Wouter van Oortmerssen's abstractionless programming

Kragen Sitaker kragen at pobox.com
Sun Sep 10 06:08:58 EDT 2006


He's working on something that sounds identical to Bicicleta or Subtext:

>From http://strlen.com/proglang/index.html
	Horse  (apr 2005)
		generalizes the concept of a spreadsheet to aritrary
		tree structured data, but keeps the grid based view.
		Also allows more complicated computations/functions to
		be specified using the existing visual representation,
		making it into a beginner friendly graphical programming
		language.

	KNOFLOOK (oct 2004)
		A tree based graphical programming language/environment
		whose primary aim is to do away with explicit
		abstractions completely. The environment allows
		programming by cut&paste, keeping code factored
		automatically, with no need to create "functions"
		explicitly. Paper "Abstraction Considered Harmful"
		forthcoming.. :)

On 2004-06-22, he elaborated more in the Lambda the Ultimate forum, in
http://lambda-the-ultimate.org/node/17 "Abstractionless programming":

	Since this shiny new forum is rather empty, let me get the ball
	rolling...

	I have been thinking lately about ways to do programming without
	abstraction. Before you start yelling at me that this is not
	possible, don't take it too seriously, treat this as a thought
	exercise.

	My motivation is twofold:

	    - non-programmers and beginners can't deal with
	      abstractions, it is their biggest hurdle, they would
	      rather just work with concrete stuff
	    - programmers (even good ones) aren't really any good at
	      abstraction either. Being rather fanatic about abstracting
	      driven by refactoring to get the best designs myself, it
	      has become obvious to me that abstractions are a rather
	      volatile and floating target. Programmers that think they
	      create great abstractions ahead of time instead tend to
	      produce stuff that just becomes a source of problems. 
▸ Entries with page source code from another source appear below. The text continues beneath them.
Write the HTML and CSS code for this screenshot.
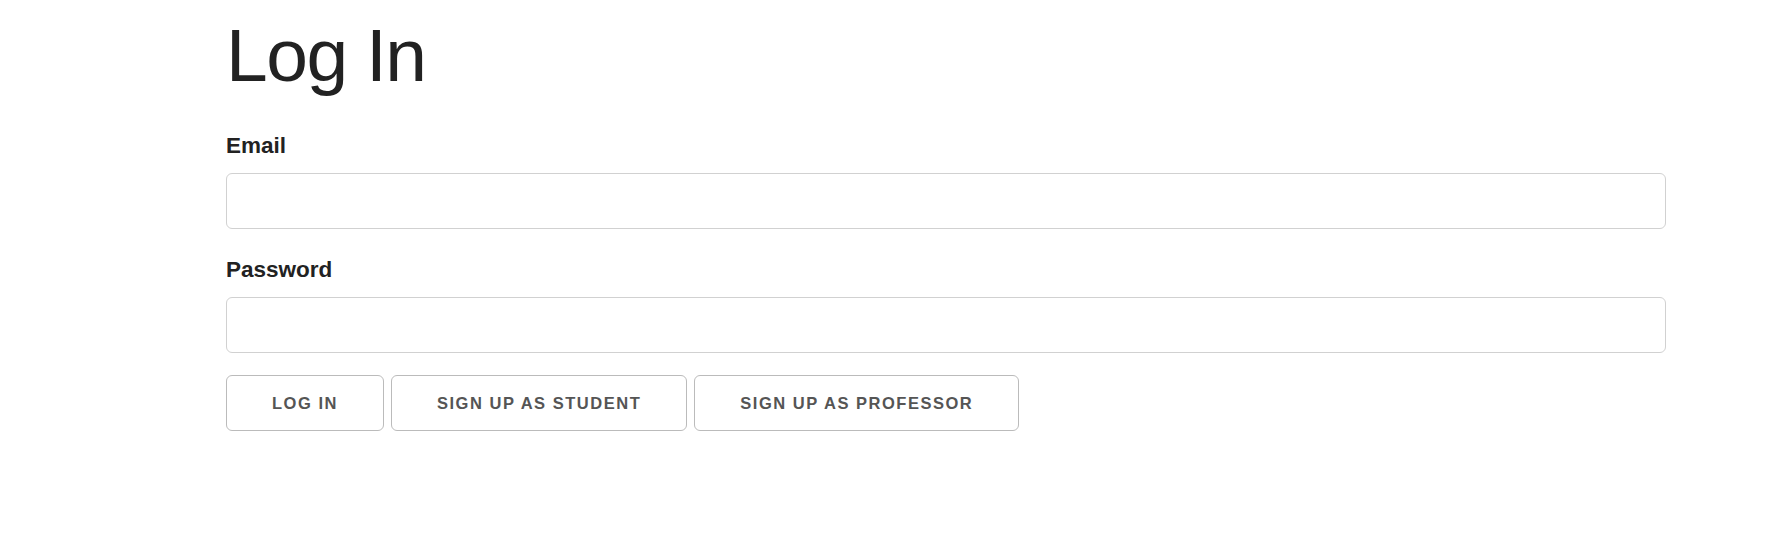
FILE: index.html
```html
<!DOCTYPE html>
<html>
<head>
<meta charset="utf-8">
<link rel="stylesheet" href="styles.css">
</head>
<body>
<div class="container">
  <h1 class="title">Log In</h1>
  <form class="form">
    <label class="label" for="email">Email</label>
    <input class="field" id="email" type="email">
    <label class="label" for="password">Password</label>
    <input class="field" id="password" type="password">
    <div class="actions">
      <button type="button" class="btn">Log In</button>
      <button type="button" class="btn">Sign up as student</button>
      <button type="button" class="btn">Sign up as professor</button>
    </div>
  </form>
</div>
</body>
</html>
```

FILE: styles.css
```css
html, body {
  margin: 0;
  padding: 0;
  background: #fff;
}
body {
  font-family: "Liberation Sans", Arial, Helvetica, sans-serif;
  color: #222;
}
.container {
  padding: 10px 0 0 226px;
  width: 1440px;
}
.title {
  margin: 0 0 27px 0;
  font-size: 75px;
  line-height: 90px;
  font-weight: 400;
  letter-spacing: -1.5px;
  color: #222;
}
.form {
  display: flex;
  flex-direction: column;
}
.label {
  display: block;
  font-size: 22.5px;
  line-height: 38px;
  font-weight: 700;
  color: #222;
  margin-bottom: 8px;
}
.field {
  box-sizing: border-box;
  width: 1440px;
  height: 56px;
  margin: 0 0 22px 0;
  padding: 9px 15px;
  border: 1px solid #d1d1d1;
  border-radius: 6px;
  background: #fff;
  font-family: inherit;
  font-size: 22px;
  outline: none;
}
.actions {
  display: flex;
  gap: 7px;
}
.btn {
  box-sizing: border-box;
  height: 56px;
  padding: 0 45px;
  border: 1px solid #bbb;
  border-radius: 6px;
  background: transparent;
  color: #555;
  font-family: "Liberation Sans", Arial, sans-serif;
  font-size: 16.5px;
  font-weight: 700;
  letter-spacing: 1.52px;
  text-transform: uppercase;
  white-space: nowrap;
  cursor: pointer;
}
```
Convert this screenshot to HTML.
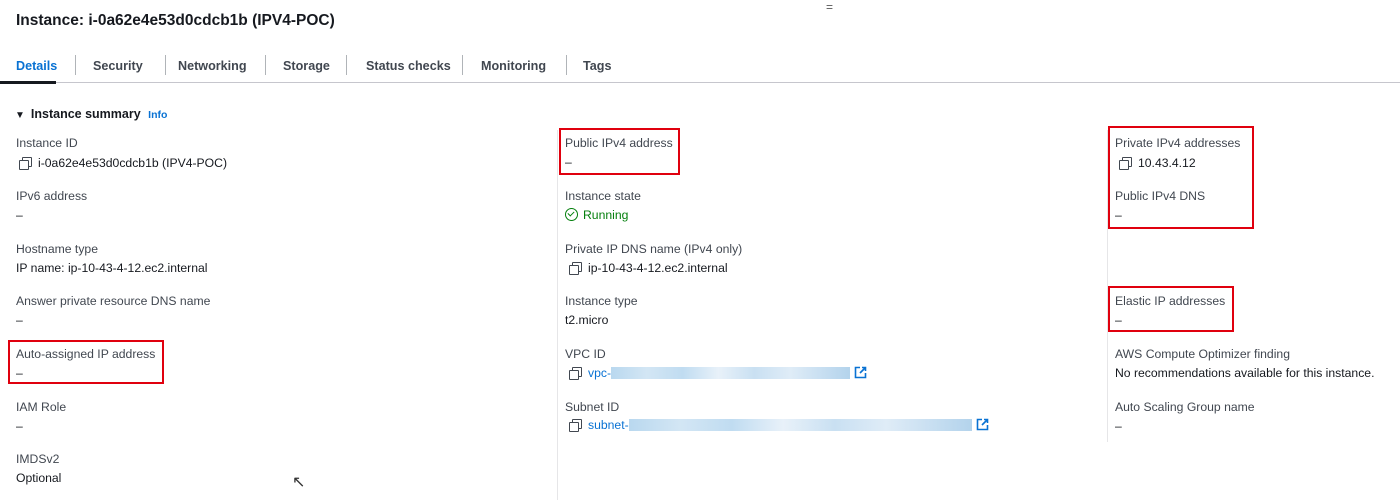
<!DOCTYPE html>
<html><head><meta charset="utf-8"><style>
*{margin:0;padding:0;box-sizing:border-box}
body{width:1400px;height:502px;background:#fff;font-family:"Liberation Sans",sans-serif;color:#16191f;position:relative;overflow:hidden;font-size:12.2px}
.a{position:absolute;white-space:nowrap}
.l{color:#414750}
.v{color:#16191f}
.b{color:#0972d3}
.box{position:absolute;border:2px solid #e0000e}
.tab{position:absolute;top:59px;font-size:12.6px;font-weight:bold;color:#414750}
.sep{position:absolute;top:55px;width:1px;height:20px;background:#b0b4b8}
.cp{display:inline-block;width:11px;height:11px;position:relative;vertical-align:-1px;margin-right:8px}
.cp:before{content:"";position:absolute;left:3px;top:0;width:8px;height:8px;border:1.3px solid #414750;border-radius:1px}
.cp:after{content:"";position:absolute;left:0;top:3px;width:8px;height:8px;border:1.3px solid #414750;border-radius:1px;background:#fff}
.blur{display:inline-block;height:12px;vertical-align:-2px;background:linear-gradient(90deg,#b9d8ef,#d3e6f4 15%,#c0dcf1 30%,#e8f1f9 45%,#c9e0f2 60%,#dfecf7 75%,#b3d3ec)}
</style></head><body>
<div class="a" style="left:16px;top:12px;font-size:15.5px;font-weight:bold">Instance: i-0a62e4e53d0cdcb1b (IPV4-POC)</div>
<div class="a" style="left:826px;top:0px;font-size:12px;color:#555">=</div>
<div class="tab" style="left:16px;color:#0972d3">Details</div>
<div class="sep" style="left:75px"></div>
<div class="tab" style="left:93px">Security</div>
<div class="sep" style="left:165px"></div>
<div class="tab" style="left:178px">Networking</div>
<div class="sep" style="left:265px"></div>
<div class="tab" style="left:283px">Storage</div>
<div class="sep" style="left:346px"></div>
<div class="tab" style="left:366px">Status checks</div>
<div class="sep" style="left:462px"></div>
<div class="tab" style="left:481px">Monitoring</div>
<div class="sep" style="left:566px"></div>
<div class="tab" style="left:583px">Tags</div>
<div class="a" style="left:0;top:82px;width:1400px;height:1px;background:#c6c6cd"></div>
<div class="a" style="left:0;top:81px;width:56px;height:3px;background:#16191f"></div>
<div class="a" style="left:15px;top:107px;font-size:12.5px;font-weight:bold"><span style="font-size:10px;margin-right:6px">▼</span>Instance summary <span style="color:#0972d3;font-size:10.5px;margin-left:4px">Info</span></div>
<div class="a" style="left:557px;top:130px;width:1px;height:370px;background:#e6e6e8"></div>
<div class="a" style="left:1107px;top:130px;width:1px;height:312px;background:#e6e6e8"></div>

<div class="a l" style="left:16px;top:136px">Instance ID</div>
<div class="a v" style="left:19px;top:156px"><span class="cp"></span>i-0a62e4e53d0cdcb1b (IPV4-POC)</div>
<div class="a l" style="left:16px;top:189px">IPv6 address</div>
<div class="a v" style="left:16px;top:208px">–</div>
<div class="a l" style="left:16px;top:242px">Hostname type</div>
<div class="a v" style="left:16px;top:261px">IP name: ip-10-43-4-12.ec2.internal</div>
<div class="a l" style="left:16px;top:294px">Answer private resource DNS name</div>
<div class="a v" style="left:16px;top:313px">–</div>
<div class="a l" style="left:16px;top:347px">Auto-assigned IP address</div>
<div class="a v" style="left:16px;top:366px">–</div>
<div class="a l" style="left:16px;top:400px">IAM Role</div>
<div class="a v" style="left:16px;top:419px">–</div>
<div class="a l" style="left:16px;top:452px">IMDSv2</div>
<div class="a v" style="left:16px;top:471px">Optional</div>

<div class="a l" style="left:565px;top:136px">Public IPv4 address</div>
<div class="a v" style="left:565px;top:155px">–</div>
<div class="a l" style="left:565px;top:189px">Instance state</div>
<div class="a" style="left:565px;top:208px;color:#037f0c"><span style="display:inline-block;width:13px;height:13px;border:1.6px solid #037f0c;border-radius:50%;vertical-align:-2px;margin-right:5px;position:relative"><span style="position:absolute;left:3px;top:1px;width:4px;height:6px;border-right:1.6px solid #037f0c;border-bottom:1.6px solid #037f0c;transform:rotate(45deg)"></span></span>Running</div>
<div class="a l" style="left:565px;top:242px">Private IP DNS name (IPv4 only)</div>
<div class="a v" style="left:569px;top:261px"><span class="cp"></span>ip-10-43-4-12.ec2.internal</div>
<div class="a l" style="left:565px;top:294px">Instance type</div>
<div class="a v" style="left:565px;top:313px">t2.micro</div>
<div class="a l" style="left:565px;top:347px">VPC ID</div>
<div class="a b" style="left:569px;top:366px"><span class="cp"></span>vpc-<span class="blur" style="width:239px"></span><svg width="13" height="13" viewBox="0 0 13 13" style="vertical-align:-2px;margin-left:4px"><path d="M6 1.5H1.5v10h10V7M8 1.5h3.5V5M11.5 1.5L6 7" fill="none" stroke="#0972d3" stroke-width="1.6"/></svg></div>
<div class="a l" style="left:565px;top:400px">Subnet ID</div>
<div class="a b" style="left:569px;top:418px"><span class="cp"></span>subnet-<span class="blur" style="width:343px"></span><svg width="13" height="13" viewBox="0 0 13 13" style="vertical-align:-2px;margin-left:4px"><path d="M6 1.5H1.5v10h10V7M8 1.5h3.5V5M11.5 1.5L6 7" fill="none" stroke="#0972d3" stroke-width="1.6"/></svg></div>

<div class="a l" style="left:1115px;top:136px">Private IPv4 addresses</div>
<div class="a v" style="left:1119px;top:156px"><span class="cp"></span>10.43.4.12</div>
<div class="a l" style="left:1115px;top:189px">Public IPv4 DNS</div>
<div class="a v" style="left:1115px;top:208px">–</div>
<div class="a l" style="left:1115px;top:294px">Elastic IP addresses</div>
<div class="a v" style="left:1115px;top:313px">–</div>
<div class="a l" style="left:1115px;top:347px">AWS Compute Optimizer finding</div>
<div class="a v" style="left:1115px;top:366px">No recommendations available for this instance.</div>
<div class="a l" style="left:1115px;top:400px">Auto Scaling Group name</div>
<div class="a v" style="left:1115px;top:419px">–</div>

<div class="box" style="left:559px;top:128px;width:121px;height:47px"></div>
<div class="box" style="left:1108px;top:126px;width:146px;height:103px"></div>
<div class="box" style="left:1108px;top:286px;width:126px;height:46px"></div>
<div class="box" style="left:8px;top:340px;width:156px;height:44px"></div>
<div class="a" style="left:292px;top:472px;font-size:16px;color:#333">↖</div>
</body></html>
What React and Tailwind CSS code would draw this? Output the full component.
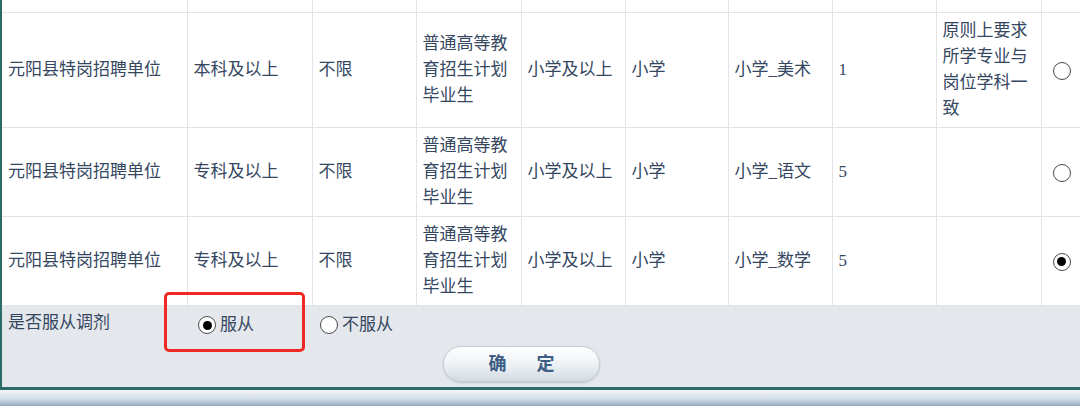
import React, { useState } from 'react';

const rows = [
  { unit: '元阳县特岗招聘单位', edu: '本科及以上', age: '不限', src: '普通高等教育招生计划毕业生', level: '小学及以上', seg: '小学', subj: '小学_美术', num: '1', note: '原则上要求所学专业与岗位学科一致' },
  { unit: '元阳县特岗招聘单位', edu: '专科及以上', age: '不限', src: '普通高等教育招生计划毕业生', level: '小学及以上', seg: '小学', subj: '小学_语文', num: '5', note: '' },
  { unit: '元阳县特岗招聘单位', edu: '专科及以上', age: '不限', src: '普通高等教育招生计划毕业生', level: '小学及以上', seg: '小学', subj: '小学_数学', num: '5', note: '' },
];

const widths = [185, 125, 104, 105, 104, 103, 104, 104, 105, 39];

// radio drawn with css so it looks like the old browser control
const Radio = ({ checked }) => (
  <span className="inline-flex items-center justify-center w-[18px] h-[18px] rounded-full border-[1.5px] border-[#4a4a4a] bg-white">
    {checked && <span className="w-[9px] h-[9px] rounded-full bg-black" />}
  </span>
);

const cell = 'border border-[#e3e3e3] px-[6px] py-[5px] align-middle text-left';

export default function App() {
  const [pick, setPick] = useState(2);
  const [obey, setObey] = useState(true);

  return (
    <div
      className="w-[1080px] h-[406px] overflow-hidden bg-white text-[#34475f] text-[17px] leading-[26px]"
      style={{ fontFamily: '"Liberation Serif", "Noto Sans CJK SC", serif' }}
    >
      <div className="relative border-l-2 border-b-[3px] border-[#2c6b67]">
        <table className="table-fixed border-collapse w-[1078px]">
          <colgroup>
            {widths.map((w, i) => (
              <col key={i} style={{ width: w }} />
            ))}
          </colgroup>
          <tbody>
            {/* tail of the previous row, cut off by the window */}
            <tr className="h-[12px]">
              {widths.map((_, i) => (
                <td key={i} className={`border-b border-r border-[#e3e3e3] p-0 ${i === widths.length - 1 ? 'border-r-0' : ''}`} />
              ))}
            </tr>
            {rows.map((r, i) => (
              <tr key={i}>
                <td className={`${cell} border-l-0`}>{r.unit}</td>
                <td className={cell}>{r.edu}</td>
                <td className={cell}>{r.age}</td>
                <td className={cell}>{r.src}</td>
                <td className={cell}>{r.level}</td>
                <td className={cell}>{r.seg}</td>
                <td className={cell}>{r.subj}</td>
                <td className={cell}>{r.num}</td>
                <td className={cell}>{r.note}</td>
                <td className={`${cell} border-r-0 text-center`}>
                  <button onClick={() => setPick(i)} className="inline-flex align-middle ml-[5px]">
                    <Radio checked={pick === i} />
                  </button>
                </td>
              </tr>
            ))}
          </tbody>
        </table>

        <div className="bg-[#e4e7ec] pt-[5px] pb-[5px]">
          <div className="flex items-center h-[26px]">
            <div className="w-[196px] pl-[6px] -mt-[2px]">是否服从调剂</div>
            <button onClick={() => setObey(true)} className="flex items-center gap-[4px] mt-[3px]">
              <Radio checked={obey} />
              <span>服从</span>
            </button>
            <button onClick={() => setObey(false)} className="flex items-center gap-[4px] ml-[66px] mt-[3px]">
              <Radio checked={!obey} />
              <span>不服从</span>
            </button>
          </div>
          <div className="mt-[9px] pl-[441px]">
            <button className="w-[157px] h-[36px] rounded-full border border-[#c3cbd4] bg-gradient-to-b from-[#ffffff] via-[#eef2f5] to-[#d3dbe3] shadow-[0_1px_2px_rgba(0,0,0,0.15)] flex items-center justify-center gap-[30px] text-[18px] text-[#3d5d84] font-bold">
              <span>确</span>
              <span>定</span>
            </button>
          </div>
        </div>

        {/* red annotation box */}
        <div className="absolute left-[162px] top-[292px] w-[141px] h-[60px] border-[3px] border-[#ee2a22] rounded-[5px]" />
      </div>
      <div className="h-[17px] bg-gradient-to-b from-[#f3f6f8] via-[#d6e0ea] to-[#8aa2bb]" />
    </div>
  );
}
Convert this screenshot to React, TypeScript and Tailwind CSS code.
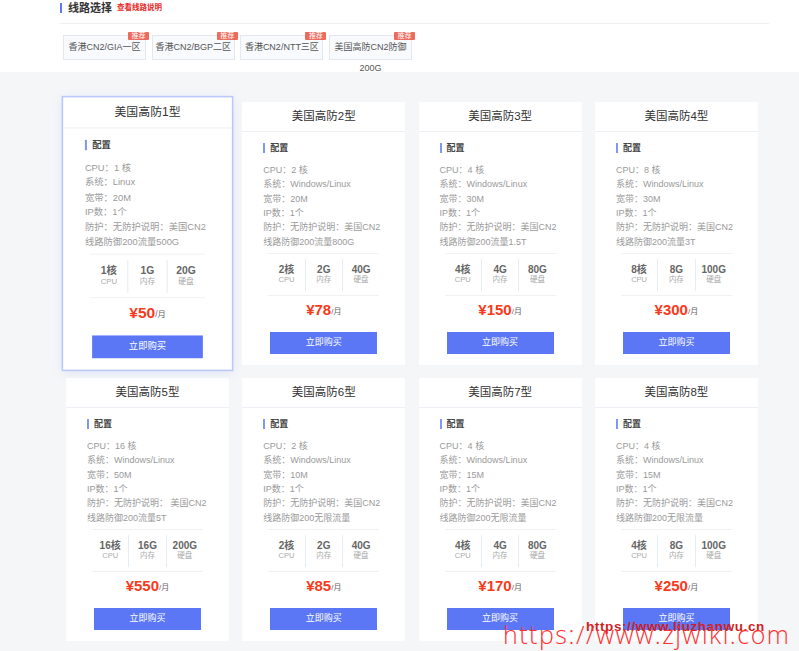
import React from 'react';

interface Plan {
  name: string;
  cpu: string;
  os: string;
  bw: string;
  guard: string;
  traffic: string;
  stats: [string, string, string];
  price: string;
}

const plans: Plan[] = [
  { name: '美国高防1型', cpu: '1', os: 'Linux', bw: '20M', guard: '防护：无防护说明：美国CN2', traffic: '线路防御200流量500G', stats: ['1核', '1G', '20G'], price: '50' },
  { name: '美国高防2型', cpu: '2', os: 'Windows/Linux', bw: '20M', guard: '防护：无防护说明：美国CN2', traffic: '线路防御200流量800G', stats: ['2核', '2G', '40G'], price: '78' },
  { name: '美国高防3型', cpu: '4', os: 'Windows/Linux', bw: '30M', guard: '防护：无防护说明：美国CN2', traffic: '线路防御200流量1.5T', stats: ['4核', '4G', '80G'], price: '150' },
  { name: '美国高防4型', cpu: '8', os: 'Windows/Linux', bw: '30M', guard: '防护：无防护说明：美国CN2', traffic: '线路防御200流量3T', stats: ['8核', '8G', '100G'], price: '300' },
  { name: '美国高防5型', cpu: '16', os: 'Windows/Linux', bw: '50M', guard: '防护：无防护说明： 美国CN2', traffic: '线路防御200流量5T', stats: ['16核', '16G', '200G'], price: '550' },
  { name: '美国高防6型', cpu: '2', os: 'Windows/Linux', bw: '10M', guard: '防护：无防护说明：美国CN2', traffic: '线路防御200无限流量', stats: ['2核', '2G', '40G'], price: '85' },
  { name: '美国高防7型', cpu: '4', os: 'Windows/Linux', bw: '15M', guard: '防护：无防护说明：美国CN2', traffic: '线路防御200无限流量', stats: ['4核', '4G', '80G'], price: '170' },
  { name: '美国高防8型', cpu: '4', os: 'Windows/Linux', bw: '15M', guard: '防护：无防护说明：美国CN2', traffic: '线路防御200无限流量', stats: ['4核', '8G', '100G'], price: '250' },
];

const statLabels = ['CPU', '内存', '硬盘'];

const lines = ['香港CN2/GIA一区', '香港CN2/BGP二区', '香港CN2/NTT三区'];

const SpecLine: React.FC<{ children: React.ReactNode }> = ({ children }) => (
  <div className="flex h-[14.3px] items-center whitespace-pre">{children}</div>
);

const PlanCard: React.FC<{ plan: Plan; active?: boolean }> = ({ plan, active }) => (
  <div
    className={`flex h-[263px] w-[163px] flex-col bg-white ${
      active ? 'relative z-10 scale-[1.035] shadow-[0_2px_10px_rgba(91,119,246,0.15)] ring-[1.5px] ring-[#bac8fb]' : ''
    }`}
  >
    <div className="flex h-[30px] shrink-0 items-center justify-center border-b border-[#eef0f5] text-[11.5px] text-[#333]">
      {plan.name}
    </div>
    <div className="mt-[11px] flex h-[10px] shrink-0 items-center pl-[21px]">
      <span className="mr-[5px] h-[10px] w-[2px] bg-[#8098f5]" />
      <span className="text-[9px] font-bold leading-[10px] text-[#444]">配置</span>
    </div>
    <div className="mt-[10px] h-[86px] shrink-0 pl-[21px] text-[9px] leading-[12px] text-[#9a9a9a]">
      <SpecLine>CPU：{plan.cpu} 核</SpecLine>
      <SpecLine>系统：{plan.os}</SpecLine>
      <SpecLine>宽带：{plan.bw}</SpecLine>
      <SpecLine>IP数：1个</SpecLine>
      <SpecLine>{plan.guard}</SpecLine>
      <SpecLine>{plan.traffic}</SpecLine>
    </div>
    <div className="mx-[26px] mt-[4px] flex h-[43px] shrink-0 items-center border-y border-[#f0f1f4]">
      {plan.stats.map((s, i) => (
        <div
          key={i}
          className={`flex h-[32px] flex-1 flex-col items-center justify-center ${i ? 'border-l border-[#e4ecf5]' : ''}`}
        >
          <div className="h-[11px] text-[10px] font-bold leading-[11px] text-[#666]">{s}</div>
          <div className="h-[10px] text-[7.5px] leading-[10px] text-[#aaa]">{statLabels[i]}</div>
        </div>
      ))}
    </div>
    <div className="flex h-[28px] shrink-0 items-center justify-center">
      <span className="text-[15px] font-bold leading-[16px] text-[#f83a1c]">¥{plan.price}</span>
      <span className="mt-[3px] text-[8px] leading-[10px] text-[#666]">/月</span>
    </div>
    <div className="mx-auto mt-[8px] flex h-[22px] w-[107px] shrink-0 items-center justify-center bg-[#5b77f6] text-[9px] text-white">
      立即购买
    </div>
  </div>
);

export default function App() {
  return (
    <div className="relative min-h-[651px] overflow-hidden bg-[#f5f6f8] font-['Liberation_Sans','Noto_Sans_CJK_SC',sans-serif]">
      {/* 线路选择 */}
      <div className="h-[72px] bg-white pt-[3px]">
        <div className="flex h-[10px] items-center pl-[60px]">
          <span className="h-[10px] w-[2px] bg-[#5b77f6]" />
          <span className="ml-[6px] text-[11px] font-bold text-[#333]">线路选择</span>
          <span className="ml-[5px] text-[7.5px] font-bold text-[#e8261e]">查看线路说明</span>
        </div>
        <div className="ml-[60px] mr-[30px] mt-[10px] border-t border-[#eef0f3]" />
        <div className="mt-[11px] flex gap-[5.7px] pl-[63px]">
          {[...lines, '美国高防CN2防御'].map((name, i) => (
            <div
              key={i}
              className="relative h-[25px] w-[83px] border border-[#e3e8f0] bg-[#f8fafd] pt-[1px] text-center text-[9px] leading-[21px] text-[#555]"
            >
              {name}
              {i === 3 && <div>200G</div>}
              <span className="absolute -right-[4px] -top-[4px] h-[8px] w-[21px] rounded-[1px] bg-[#ec6b5d] text-center text-[7px] leading-[8px] text-white">
                推荐
              </span>
            </div>
          ))}
        </div>
      </div>

      {/* 套餐 */}
      <div className="grid grid-cols-[repeat(4,163px)] gap-x-[13.3px] gap-y-[13px] pb-[10px] pl-[66px] pt-[30px]">
        {plans.map((p, i) => (
          <PlanCard key={p.name} plan={p} active={i === 0} />
        ))}
      </div>

      {/* 水印 */}
      <div className="pointer-events-none absolute left-[586px] top-[620px] text-[13.5px] font-bold leading-[14px] tracking-[0.6px] text-[#cf1f1f]">
        https://www.liuzhanwu.cn
      </div>
      <div className="pointer-events-none absolute left-[503px] top-[622px] font-['Open_Sans',sans-serif] text-[25px] font-light leading-[25px] tracking-[1.5px] text-[#ff3030]">
        https://www.zjwiki.com
      </div>
    </div>
  );
}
	So the idea is to have a language where it is impossible to
	create abstractions, but rather the programming environment
	continuously refactors for you as you edit (yes this is a tall
	order, bear with me). This requires a visual editing environment
	rather than a tradition source + compiler environment.

	My design sofar has you editing a tree based view of the actual
	unabstracted code. As you drag subtrees around, the environment
	marks things as shared/unshared (using a different background
	colour). This way, even functional abstraction can be created
	without the user even knowing what it is (creating a local
	change in a shared subtree is like having an argument to a
	function).

	There are a lot of mucky details, but I believe it may be
	possible to have a system that always refactors for you to have
	the optimal sharing (thus abstraction) in the background, with
	the user needing to know next to nothing. Maybe a dream, but a
	fun experiment.

	Most importantly: is there anything remotely similar to this out
	there? google wasn't particularly helpful sofar. 

(and in the comments)

Ok...

	I guess I wasn't clear about abstractions. What I was referring
	to is the predominant way of creating abstractions in most
	languages, which is creating a function (or method, predicate,
	rule, ...). Yes my designs naturally also deals with removing
	the need for temporary variables, but as Frank indicated, this
	has been done before and not that hard, given a visual
	environment. Data structure abstractions (classes, ADTs,..) are
	going to be MUCH harder to automatically refactor, I am ignoring
	them on purpose.

	Andris: I have heard of intentional programming before (on LtU
	actually, if I remember correctly :) and again it is not solving
	the problem of reducing the need for explicit abstractions.
	Really, if this:
	http://www.program-transformation.org/Transform/IntentionalProgramming
	is anything to go by, then its more like a very evolved macro
	system.

	Ehud: I disagree that abstraction is about meaning. It is
	exactly this direction in programming which I want to get rid of
	(the OOA/OOD idea of starting out with real world concepts that
	are present in your requirements, that leads to useless
	abstractions). By letting abstractions "emerge" you get much
	more meaningfull abstraction boundaries (the fact that something
	is used multiple times may actually be very meaningful). I will
	concur that it is useful to have "names" attached to large
	chunks of code, which is potentially something you'd miss out
	on.

	Frank: I am very familiar with linear logic... it is related in
	a sense: what linear logic does for runtime data structures, I
	want to do for code :) Just runtime data only deals with
	sharing, it doesn't even have constructs as "complex" as
	functional abstraction.

	Andrei: its not the same as sharing, though obviously strongly
	related.  I was merely showing increasingly complex editing
	operations that deal with shared subtrees equate to what would
	be certain forms of abstractions (functions) in normal
	languages. Working with concrete stuff means working with code
	that doesn't define abstractions, i.e.  operations on only
	concrete values... not referring to the real world here :)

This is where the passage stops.